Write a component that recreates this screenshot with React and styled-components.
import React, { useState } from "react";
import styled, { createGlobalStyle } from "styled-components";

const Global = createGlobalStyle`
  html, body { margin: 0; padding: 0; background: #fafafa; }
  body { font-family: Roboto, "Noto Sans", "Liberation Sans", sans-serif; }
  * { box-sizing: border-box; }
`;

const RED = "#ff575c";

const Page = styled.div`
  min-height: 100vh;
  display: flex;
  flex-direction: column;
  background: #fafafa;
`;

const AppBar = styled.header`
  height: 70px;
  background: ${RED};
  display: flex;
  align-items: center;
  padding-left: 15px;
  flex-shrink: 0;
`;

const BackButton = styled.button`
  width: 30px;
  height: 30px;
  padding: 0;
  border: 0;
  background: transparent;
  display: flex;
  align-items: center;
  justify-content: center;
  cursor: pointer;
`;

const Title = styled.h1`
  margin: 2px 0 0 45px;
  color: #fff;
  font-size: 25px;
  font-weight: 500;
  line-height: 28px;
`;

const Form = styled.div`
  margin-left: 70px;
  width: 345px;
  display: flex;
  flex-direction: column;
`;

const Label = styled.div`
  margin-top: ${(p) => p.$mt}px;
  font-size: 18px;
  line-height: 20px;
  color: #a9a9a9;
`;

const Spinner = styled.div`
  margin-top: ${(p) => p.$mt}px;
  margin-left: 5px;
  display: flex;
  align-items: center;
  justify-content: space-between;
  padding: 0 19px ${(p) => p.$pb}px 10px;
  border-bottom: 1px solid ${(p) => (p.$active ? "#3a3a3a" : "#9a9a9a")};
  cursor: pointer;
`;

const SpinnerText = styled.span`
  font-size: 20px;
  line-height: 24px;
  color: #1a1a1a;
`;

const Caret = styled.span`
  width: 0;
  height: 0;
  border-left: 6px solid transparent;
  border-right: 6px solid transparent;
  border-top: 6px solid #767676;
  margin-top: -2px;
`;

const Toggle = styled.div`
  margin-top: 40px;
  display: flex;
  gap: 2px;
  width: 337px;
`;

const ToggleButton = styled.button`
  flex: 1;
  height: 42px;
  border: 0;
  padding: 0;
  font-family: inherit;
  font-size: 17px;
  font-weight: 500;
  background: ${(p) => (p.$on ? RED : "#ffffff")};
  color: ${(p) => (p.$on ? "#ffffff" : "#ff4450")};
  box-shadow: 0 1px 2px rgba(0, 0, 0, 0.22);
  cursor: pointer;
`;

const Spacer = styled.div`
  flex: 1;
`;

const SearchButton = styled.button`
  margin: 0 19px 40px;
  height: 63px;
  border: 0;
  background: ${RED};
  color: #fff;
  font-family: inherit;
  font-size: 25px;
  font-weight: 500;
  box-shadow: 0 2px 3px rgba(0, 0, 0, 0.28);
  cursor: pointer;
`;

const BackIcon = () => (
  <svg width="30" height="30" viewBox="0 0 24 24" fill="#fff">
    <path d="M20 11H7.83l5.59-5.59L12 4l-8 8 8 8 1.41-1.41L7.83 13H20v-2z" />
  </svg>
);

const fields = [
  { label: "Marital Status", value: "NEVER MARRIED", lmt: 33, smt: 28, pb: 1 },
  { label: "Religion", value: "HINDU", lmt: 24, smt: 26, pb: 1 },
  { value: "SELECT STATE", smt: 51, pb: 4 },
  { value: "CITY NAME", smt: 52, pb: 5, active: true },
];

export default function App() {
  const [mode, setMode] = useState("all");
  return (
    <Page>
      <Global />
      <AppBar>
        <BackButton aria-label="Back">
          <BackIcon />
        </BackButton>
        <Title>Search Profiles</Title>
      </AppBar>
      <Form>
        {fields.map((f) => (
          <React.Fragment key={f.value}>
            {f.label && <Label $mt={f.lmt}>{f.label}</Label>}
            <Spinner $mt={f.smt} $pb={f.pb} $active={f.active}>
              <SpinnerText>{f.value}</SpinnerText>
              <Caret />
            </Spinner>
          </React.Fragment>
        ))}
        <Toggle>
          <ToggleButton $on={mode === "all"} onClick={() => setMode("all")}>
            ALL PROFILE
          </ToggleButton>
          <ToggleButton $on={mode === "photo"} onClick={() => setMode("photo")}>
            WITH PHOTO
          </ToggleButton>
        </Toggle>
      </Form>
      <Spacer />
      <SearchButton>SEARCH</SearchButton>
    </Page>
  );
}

● ● ● ●

— Short task —
Retype the material in full. Each word must match.

— Output for this task —
Write a component that recreates this screenshot with React and styled-components.
import React, { useState } from "react";
import styled, { createGlobalStyle } from "styled-components";

const Global = createGlobalStyle`
  html, body { margin: 0; padding: 0; background: #fafafa; }
  body { font-family: Roboto, "Noto Sans", "Liberation Sans", sans-serif; }
  * { box-sizing: border-box; }
`;

const RED = "#ff575c";

const Page = styled.div`
  min-height: 100vh;
  display: flex;
  flex-direction: column;
  background: #fafafa;
`;

const AppBar = styled.header`
  height: 70px;
  background: ${RED};
  display: flex;
  align-items: center;
  padding-left: 15px;
  flex-shrink: 0;
`;

const BackButton = styled.button`
  width: 30px;
  height: 30px;
  padding: 0;
  border: 0;
  background: transparent;
  display: flex;
  align-items: center;
  justify-content: center;
  cursor: pointer;
`;

const Title = styled.h1`
  margin: 2px 0 0 45px;
  color: #fff;
  font-size: 25px;
  font-weight: 500;
  line-height: 28px;
`;

const Form = styled.div`
  margin-left: 70px;
  width: 345px;
  display: flex;
  flex-direction: column;
`;

const Label = styled.div`
  margin-top: ${(p) => p.$mt}px;
  font-size: 18px;
  line-height: 20px;
  color: #a9a9a9;
`;

const Spinner = styled.div`
  margin-top: ${(p) => p.$mt}px;
  margin-left: 5px;
  display: flex;
  align-items: center;
  justify-content: space-between;
  padding: 0 19px ${(p) => p.$pb}px 10px;
  border-bottom: 1px solid ${(p) => (p.$active ? "#3a3a3a" : "#9a9a9a")};
  cursor: pointer;
`;

const SpinnerText = styled.span`
  font-size: 20px;
  line-height: 24px;
  color: #1a1a1a;
`;

const Caret = styled.span`
  width: 0;
  height: 0;
  border-left: 6px solid transparent;
  border-right: 6px solid transparent;
  border-top: 6px solid #767676;
  margin-top: -2px;
`;

const Toggle = styled.div`
  margin-top: 40px;
  display: flex;
  gap: 2px;
  width: 337px;
`;

const ToggleButton = styled.button`
  flex: 1;
  height: 42px;
  border: 0;
  padding: 0;
  font-family: inherit;
  font-size: 17px;
  font-weight: 500;
  background: ${(p) => (p.$on ? RED : "#ffffff")};
  color: ${(p) => (p.$on ? "#ffffff" : "#ff4450")};
  box-shadow: 0 1px 2px rgba(0, 0, 0, 0.22);
  cursor: pointer;
`;

const Spacer = styled.div`
  flex: 1;
`;

const SearchButton = styled.button`
  margin: 0 19px 40px;
  height: 63px;
  border: 0;
  background: ${RED};
  color: #fff;
  font-family: inherit;
  font-size: 25px;
  font-weight: 500;
  box-shadow: 0 2px 3px rgba(0, 0, 0, 0.28);
  cursor: pointer;
`;

const BackIcon = () => (
  <svg width="30" height="30" viewBox="0 0 24 24" fill="#fff">
    <path d="M20 11H7.83l5.59-5.59L12 4l-8 8 8 8 1.41-1.41L7.83 13H20v-2z" />
  </svg>
);

const fields = [
  { label: "Marital Status", value: "NEVER MARRIED", lmt: 33, smt: 28, pb: 1 },
  { label: "Religion", value: "HINDU", lmt: 24, smt: 26, pb: 1 },
  { value: "SELECT STATE", smt: 51, pb: 4 },
  { value: "CITY NAME", smt: 52, pb: 5, active: true },
];

export default function App() {
  const [mode, setMode] = useState("all");
  return (
    <Page>
      <Global />
      <AppBar>
        <BackButton aria-label="Back">
          <BackIcon />
        </BackButton>
        <Title>Search Profiles</Title>
      </AppBar>
      <Form>
        {fields.map((f) => (
          <React.Fragment key={f.value}>
            {f.label && <Label $mt={f.lmt}>{f.label}</Label>}
            <Spinner $mt={f.smt} $pb={f.pb} $active={f.active}>
              <SpinnerText>{f.value}</SpinnerText>
              <Caret />
            </Spinner>
          </React.Fragment>
        ))}
        <Toggle>
          <ToggleButton $on={mode === "all"} onClick={() => setMode("all")}>
            ALL PROFILE
          </ToggleButton>
          <ToggleButton $on={mode === "photo"} onClick={() => setMode("photo")}>
            WITH PHOTO
          </ToggleButton>
        </Toggle>
      </Form>
      <Spacer />
      <SearchButton>SEARCH</SearchButton>
    </Page>
  );
}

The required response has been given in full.